A magnificent 9th
On the 23rd day of March, in the land of NEPR, a decree went out from the Music Director that there shall be a Beethoven 9th. And lo: Great rejoicing was heard throughout the land! Or there will be from those who tune in for the performance we've scheduled for you Friday afternoon on WFCR.
Regular listeners have perhaps recently encountered the name of Stanislaw Skrowaczewski on WFCR alongside performances of symphonies by Beethoven, Schumann, Brahms and Bruckner. For some, his will be a new name. For other more, um, experienced listeners, his name will be familiar from the superb Mercury Living Presence recordings from the 1960s with the Minneapolis Symphony (later renamed Minnesota Orchestra), which Skrowaczewski led from 1960-1979. For rookies or veterans alike, you should listen up for the Polish-American conductor's name (we'll handle the spelling and pronunciation for you). Because in the last decade, Skrowaczewski has made some of the most exciting contemporary recordings of the standard symphonic repertoire with the Saarbrücken Radio Symphony Orchestra, of which he remains, in his 89th year, Principal Guest Conductor.
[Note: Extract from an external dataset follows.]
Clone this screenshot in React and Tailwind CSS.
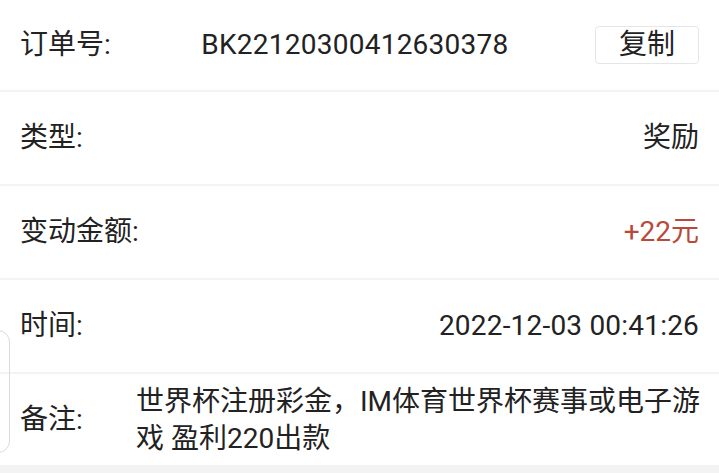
import React from "react";

const font = { fontFamily: "Roboto, 'Noto Sans CJK SC', sans-serif" };

function Row({ label, children, className = "" }) {
  return (
    <div className={`flex items-center px-5 border-b-2 border-[#f3f3f3] ${className}`}>
      <span className="shrink-0 text-[28px] text-[#222]">{label}</span>
      {children}
    </div>
  );
}

export default function App() {
  return (
    <div className="relative h-[473px] w-[719px] overflow-hidden bg-[#f3f3f3]" style={font}>
      <div className="bg-white">
        <Row label="订单号:" className="h-[92px]">
          <span className="flex-1 pl-[4px] text-center text-[28px] tracking-[0.25px] text-[#222]">BK22120300412630378</span>
          <button className="h-[38px] w-[104px] rounded-[4px] border border-[#e6e6e6] bg-white text-[28px] leading-none text-[#222]">
            复制
          </button>
        </Row>
        <Row label="类型:" className="h-[94px]">
          <span className="flex-1 text-right text-[28px] text-[#222]">奖励</span>
        </Row>
        <Row label="变动金额:" className="h-[94px]">
          <span className="flex-1 text-right text-[28px] text-[#b84a39]">+22元</span>
        </Row>
        <Row label="时间:" className="h-[94px]">
          <span className="flex-1 text-right text-[28px] tracking-[0.2px] text-[#222]">2022-12-03 00:41:26</span>
        </Row>
        <div className="flex h-[91px] items-center pl-5 pr-[18px]">
          <span className="w-[116px] shrink-0 text-[28px] text-[#222]">备注:</span>
          <p className="flex-1 text-[28px] leading-[37px] text-[#222]">
            世界杯注册彩金，IM体育世界杯赛事或电子游戏 盈利220出款
          </p>
        </div>
      </div>
      {/* floating handle at left edge */}
      <div className="absolute left-[-20px] top-[330px] h-[123px] w-[30px] rounded-[12px] border-[1.5px] border-[#dadada]" />
    </div>
  );
}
What make them so special? Today's Beethoven 9th is a good example: Tension, vitality and engagement, from first bar to last. Every phrase given shape and character, but each placed in the context of the symphony's overall structure. Interpretive ideas that emerge from the music, rather than being imposed upon the music — no point-making or score-settling (pun intended) here. The elusive, hard-to-define but know-it-when-you-hear-it sense that you get only from the most special performances: this is how the music goes. Add an exceptionally easy-on-the-ear quartet of soloists (not an easy thing, given Beethoven's impossible vocal writing) and excellent choral work, and you get a Beethoven 9th I would put alongside the finest in the catalogue. Don't miss it!